▶ _Goal_:
From the entries that follow, extract each line holding the string "components".

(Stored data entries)
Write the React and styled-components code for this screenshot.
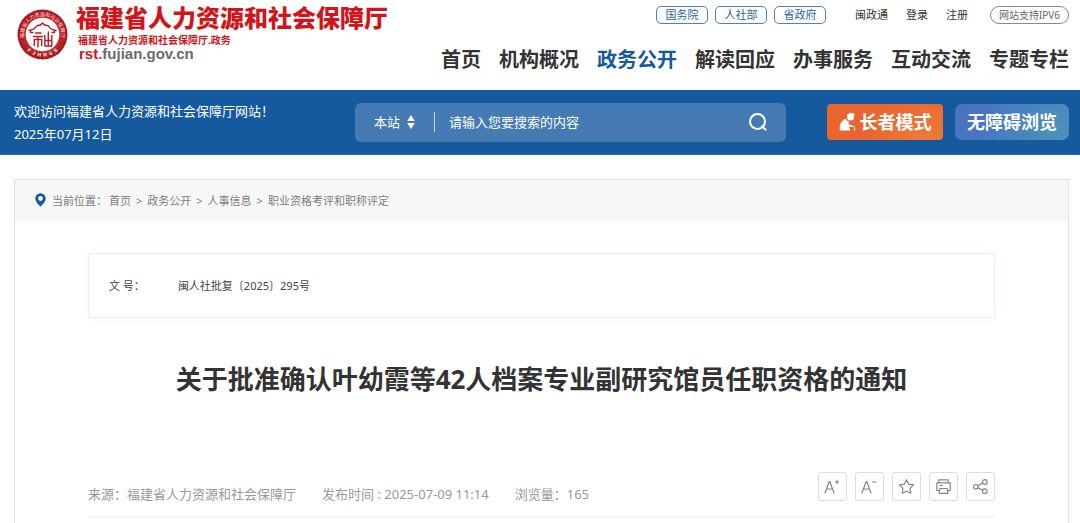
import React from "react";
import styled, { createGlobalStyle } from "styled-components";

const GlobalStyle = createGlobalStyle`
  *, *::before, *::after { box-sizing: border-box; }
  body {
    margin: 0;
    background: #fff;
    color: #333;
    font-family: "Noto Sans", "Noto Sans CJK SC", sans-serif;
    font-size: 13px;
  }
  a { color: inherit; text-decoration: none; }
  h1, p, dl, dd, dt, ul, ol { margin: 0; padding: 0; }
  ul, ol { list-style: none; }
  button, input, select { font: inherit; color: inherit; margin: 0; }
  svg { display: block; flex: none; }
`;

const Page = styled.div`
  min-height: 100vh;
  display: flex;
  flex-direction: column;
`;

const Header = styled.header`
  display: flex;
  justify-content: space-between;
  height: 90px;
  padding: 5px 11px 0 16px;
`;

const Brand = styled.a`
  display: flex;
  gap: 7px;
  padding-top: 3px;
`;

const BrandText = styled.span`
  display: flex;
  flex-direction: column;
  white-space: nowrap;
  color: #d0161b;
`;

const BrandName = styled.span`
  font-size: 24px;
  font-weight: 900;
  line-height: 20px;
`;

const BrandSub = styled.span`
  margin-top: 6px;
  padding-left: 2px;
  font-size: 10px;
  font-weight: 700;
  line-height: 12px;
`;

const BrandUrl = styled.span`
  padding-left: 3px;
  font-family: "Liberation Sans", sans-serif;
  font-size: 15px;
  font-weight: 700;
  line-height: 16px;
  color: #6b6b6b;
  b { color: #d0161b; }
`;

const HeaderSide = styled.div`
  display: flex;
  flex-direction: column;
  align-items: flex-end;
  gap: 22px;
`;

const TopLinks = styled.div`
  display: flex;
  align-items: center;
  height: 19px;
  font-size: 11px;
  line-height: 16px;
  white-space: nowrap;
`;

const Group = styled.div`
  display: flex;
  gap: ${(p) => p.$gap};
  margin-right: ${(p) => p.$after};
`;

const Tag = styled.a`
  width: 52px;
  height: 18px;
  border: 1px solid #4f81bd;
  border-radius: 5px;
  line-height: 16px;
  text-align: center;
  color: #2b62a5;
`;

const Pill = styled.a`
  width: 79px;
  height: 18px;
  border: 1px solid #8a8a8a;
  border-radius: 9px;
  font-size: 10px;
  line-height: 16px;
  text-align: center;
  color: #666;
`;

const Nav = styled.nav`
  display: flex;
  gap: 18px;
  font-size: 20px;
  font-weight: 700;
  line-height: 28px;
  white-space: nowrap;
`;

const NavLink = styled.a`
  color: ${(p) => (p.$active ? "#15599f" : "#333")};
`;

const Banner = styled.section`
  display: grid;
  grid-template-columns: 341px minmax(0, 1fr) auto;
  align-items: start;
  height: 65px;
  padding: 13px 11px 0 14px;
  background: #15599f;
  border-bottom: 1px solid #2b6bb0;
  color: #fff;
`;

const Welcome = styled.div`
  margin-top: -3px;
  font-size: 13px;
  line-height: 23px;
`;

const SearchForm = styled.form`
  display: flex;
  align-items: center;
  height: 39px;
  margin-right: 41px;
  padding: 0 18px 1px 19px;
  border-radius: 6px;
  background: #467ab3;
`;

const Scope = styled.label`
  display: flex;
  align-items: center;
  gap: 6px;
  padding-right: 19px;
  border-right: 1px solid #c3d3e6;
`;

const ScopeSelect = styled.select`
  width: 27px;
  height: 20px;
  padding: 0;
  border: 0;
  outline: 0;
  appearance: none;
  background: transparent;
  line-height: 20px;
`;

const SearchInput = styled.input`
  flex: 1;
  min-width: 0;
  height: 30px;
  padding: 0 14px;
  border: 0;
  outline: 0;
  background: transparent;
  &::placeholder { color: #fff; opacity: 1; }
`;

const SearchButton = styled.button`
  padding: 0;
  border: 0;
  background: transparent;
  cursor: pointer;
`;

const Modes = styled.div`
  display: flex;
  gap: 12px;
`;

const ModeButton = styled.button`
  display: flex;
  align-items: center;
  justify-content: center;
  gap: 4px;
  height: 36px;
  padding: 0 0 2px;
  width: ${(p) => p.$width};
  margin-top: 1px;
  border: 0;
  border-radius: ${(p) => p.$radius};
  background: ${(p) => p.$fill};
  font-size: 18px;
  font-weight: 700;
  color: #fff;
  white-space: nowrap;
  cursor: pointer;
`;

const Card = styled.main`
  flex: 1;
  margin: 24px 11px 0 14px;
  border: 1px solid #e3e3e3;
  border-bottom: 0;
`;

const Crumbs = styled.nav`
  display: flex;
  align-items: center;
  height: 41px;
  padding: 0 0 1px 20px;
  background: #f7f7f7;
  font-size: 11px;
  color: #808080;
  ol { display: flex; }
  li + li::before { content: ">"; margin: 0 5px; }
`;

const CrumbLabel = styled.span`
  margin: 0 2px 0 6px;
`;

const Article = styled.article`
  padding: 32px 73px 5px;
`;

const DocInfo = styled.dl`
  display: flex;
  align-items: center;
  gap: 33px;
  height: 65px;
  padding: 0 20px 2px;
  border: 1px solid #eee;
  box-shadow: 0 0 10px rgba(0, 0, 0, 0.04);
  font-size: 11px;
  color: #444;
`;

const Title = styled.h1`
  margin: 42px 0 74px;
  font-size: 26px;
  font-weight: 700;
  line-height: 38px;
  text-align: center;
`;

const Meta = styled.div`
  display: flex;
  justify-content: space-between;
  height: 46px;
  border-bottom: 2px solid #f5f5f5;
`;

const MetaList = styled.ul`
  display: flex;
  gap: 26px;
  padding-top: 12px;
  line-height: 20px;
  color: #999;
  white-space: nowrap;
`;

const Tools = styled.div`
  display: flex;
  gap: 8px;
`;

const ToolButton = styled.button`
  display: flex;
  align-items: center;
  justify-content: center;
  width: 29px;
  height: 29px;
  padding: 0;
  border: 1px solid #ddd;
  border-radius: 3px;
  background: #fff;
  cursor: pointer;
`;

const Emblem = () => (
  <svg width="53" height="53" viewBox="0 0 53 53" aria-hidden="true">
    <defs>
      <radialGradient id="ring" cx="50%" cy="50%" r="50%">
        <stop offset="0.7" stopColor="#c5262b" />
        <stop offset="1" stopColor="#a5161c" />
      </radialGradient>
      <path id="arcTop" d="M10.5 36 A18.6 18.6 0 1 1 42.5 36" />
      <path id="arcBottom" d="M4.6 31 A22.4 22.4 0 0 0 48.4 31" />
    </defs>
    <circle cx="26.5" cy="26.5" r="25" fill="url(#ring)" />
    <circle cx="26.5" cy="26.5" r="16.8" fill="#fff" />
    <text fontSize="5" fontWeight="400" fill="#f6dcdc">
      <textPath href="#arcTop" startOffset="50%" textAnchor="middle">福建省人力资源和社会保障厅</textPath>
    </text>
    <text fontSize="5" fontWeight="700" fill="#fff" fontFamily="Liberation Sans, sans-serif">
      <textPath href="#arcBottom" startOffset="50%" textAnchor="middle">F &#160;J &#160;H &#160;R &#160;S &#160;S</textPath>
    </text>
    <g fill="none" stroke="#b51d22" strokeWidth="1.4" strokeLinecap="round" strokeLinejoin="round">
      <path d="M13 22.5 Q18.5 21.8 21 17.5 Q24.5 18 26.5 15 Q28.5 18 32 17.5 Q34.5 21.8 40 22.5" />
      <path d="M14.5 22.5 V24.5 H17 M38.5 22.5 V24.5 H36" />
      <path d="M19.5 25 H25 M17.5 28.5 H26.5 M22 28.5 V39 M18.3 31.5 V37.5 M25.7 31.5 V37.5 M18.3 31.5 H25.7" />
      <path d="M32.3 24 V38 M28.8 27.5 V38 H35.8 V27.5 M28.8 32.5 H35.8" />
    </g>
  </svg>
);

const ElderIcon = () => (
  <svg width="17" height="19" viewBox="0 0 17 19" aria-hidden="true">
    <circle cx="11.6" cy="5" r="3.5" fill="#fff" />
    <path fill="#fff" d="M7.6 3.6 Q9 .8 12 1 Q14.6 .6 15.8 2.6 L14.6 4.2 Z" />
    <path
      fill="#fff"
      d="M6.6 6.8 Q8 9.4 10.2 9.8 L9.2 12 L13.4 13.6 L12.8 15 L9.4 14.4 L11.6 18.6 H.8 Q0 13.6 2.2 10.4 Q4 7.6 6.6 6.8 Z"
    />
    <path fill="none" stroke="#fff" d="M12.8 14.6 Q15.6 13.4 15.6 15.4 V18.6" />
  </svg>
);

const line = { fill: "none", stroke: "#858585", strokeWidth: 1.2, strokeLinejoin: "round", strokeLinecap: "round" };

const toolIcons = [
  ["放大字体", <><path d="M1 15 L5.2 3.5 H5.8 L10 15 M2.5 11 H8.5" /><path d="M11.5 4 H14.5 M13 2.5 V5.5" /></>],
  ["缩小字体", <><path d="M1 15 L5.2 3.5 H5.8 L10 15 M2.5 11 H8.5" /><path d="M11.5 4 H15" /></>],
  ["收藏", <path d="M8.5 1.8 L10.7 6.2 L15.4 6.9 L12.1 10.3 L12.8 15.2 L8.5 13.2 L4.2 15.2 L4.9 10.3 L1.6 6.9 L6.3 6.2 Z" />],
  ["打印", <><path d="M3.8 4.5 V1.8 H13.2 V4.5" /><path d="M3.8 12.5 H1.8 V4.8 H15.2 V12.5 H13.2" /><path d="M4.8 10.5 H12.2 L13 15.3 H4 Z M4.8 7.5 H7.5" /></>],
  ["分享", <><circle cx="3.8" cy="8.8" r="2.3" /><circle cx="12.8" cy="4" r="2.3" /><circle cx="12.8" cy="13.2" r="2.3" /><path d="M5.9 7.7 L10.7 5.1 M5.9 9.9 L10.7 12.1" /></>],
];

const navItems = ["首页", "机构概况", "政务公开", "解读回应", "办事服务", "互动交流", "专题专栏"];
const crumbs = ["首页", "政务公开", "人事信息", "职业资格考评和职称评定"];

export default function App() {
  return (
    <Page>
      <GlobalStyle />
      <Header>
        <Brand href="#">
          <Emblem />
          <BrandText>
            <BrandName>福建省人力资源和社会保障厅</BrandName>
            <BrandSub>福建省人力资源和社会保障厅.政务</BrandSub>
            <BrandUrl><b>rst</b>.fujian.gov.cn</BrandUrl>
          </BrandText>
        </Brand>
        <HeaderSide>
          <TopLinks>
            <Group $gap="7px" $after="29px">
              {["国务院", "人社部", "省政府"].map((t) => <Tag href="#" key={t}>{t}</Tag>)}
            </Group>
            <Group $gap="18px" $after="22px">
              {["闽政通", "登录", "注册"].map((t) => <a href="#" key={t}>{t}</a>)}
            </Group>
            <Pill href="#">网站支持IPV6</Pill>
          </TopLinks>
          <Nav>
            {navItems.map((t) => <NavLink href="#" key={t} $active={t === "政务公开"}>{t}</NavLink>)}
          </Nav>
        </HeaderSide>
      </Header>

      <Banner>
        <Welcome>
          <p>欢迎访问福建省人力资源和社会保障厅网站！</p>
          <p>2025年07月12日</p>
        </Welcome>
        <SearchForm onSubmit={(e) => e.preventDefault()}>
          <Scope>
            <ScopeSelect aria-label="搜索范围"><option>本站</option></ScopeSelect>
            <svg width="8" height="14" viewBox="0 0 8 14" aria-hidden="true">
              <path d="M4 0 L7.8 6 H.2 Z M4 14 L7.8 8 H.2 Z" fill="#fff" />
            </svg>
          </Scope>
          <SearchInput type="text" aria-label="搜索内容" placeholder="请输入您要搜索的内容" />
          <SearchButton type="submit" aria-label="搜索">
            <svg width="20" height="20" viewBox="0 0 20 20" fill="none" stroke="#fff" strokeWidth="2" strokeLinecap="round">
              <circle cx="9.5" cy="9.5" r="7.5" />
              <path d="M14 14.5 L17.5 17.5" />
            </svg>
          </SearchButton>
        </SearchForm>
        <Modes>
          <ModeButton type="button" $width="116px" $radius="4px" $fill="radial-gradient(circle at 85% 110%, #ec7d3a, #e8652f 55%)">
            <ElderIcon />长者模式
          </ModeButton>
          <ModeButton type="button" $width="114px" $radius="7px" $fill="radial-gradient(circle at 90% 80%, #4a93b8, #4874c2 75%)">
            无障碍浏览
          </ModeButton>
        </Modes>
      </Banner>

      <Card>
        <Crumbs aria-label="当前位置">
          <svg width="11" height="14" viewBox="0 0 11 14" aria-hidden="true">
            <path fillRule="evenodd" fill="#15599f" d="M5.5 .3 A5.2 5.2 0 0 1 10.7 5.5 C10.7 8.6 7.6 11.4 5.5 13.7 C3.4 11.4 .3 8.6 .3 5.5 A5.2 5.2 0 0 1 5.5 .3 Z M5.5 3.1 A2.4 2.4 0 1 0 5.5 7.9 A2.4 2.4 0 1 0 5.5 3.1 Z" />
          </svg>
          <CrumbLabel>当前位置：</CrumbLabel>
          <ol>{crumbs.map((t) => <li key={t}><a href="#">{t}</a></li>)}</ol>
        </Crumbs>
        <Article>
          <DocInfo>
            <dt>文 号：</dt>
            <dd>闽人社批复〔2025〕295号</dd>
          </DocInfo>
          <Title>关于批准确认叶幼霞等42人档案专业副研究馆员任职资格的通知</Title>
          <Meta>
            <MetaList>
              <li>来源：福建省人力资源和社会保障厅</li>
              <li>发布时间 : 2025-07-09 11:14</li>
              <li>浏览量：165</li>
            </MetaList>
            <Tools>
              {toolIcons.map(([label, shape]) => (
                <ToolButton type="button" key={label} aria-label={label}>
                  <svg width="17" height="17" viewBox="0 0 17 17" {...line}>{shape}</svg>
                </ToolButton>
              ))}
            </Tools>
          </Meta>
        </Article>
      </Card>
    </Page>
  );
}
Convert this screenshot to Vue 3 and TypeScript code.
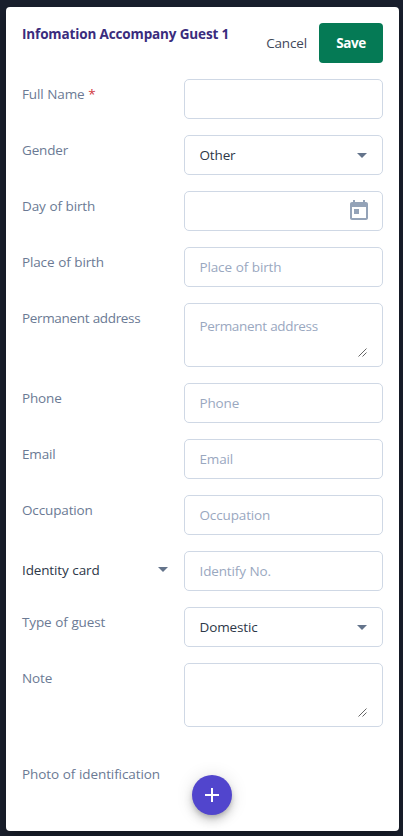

▶ _Correct response_:
Write the React and styled-components code for this screenshot.
import styled, { createGlobalStyle } from "styled-components";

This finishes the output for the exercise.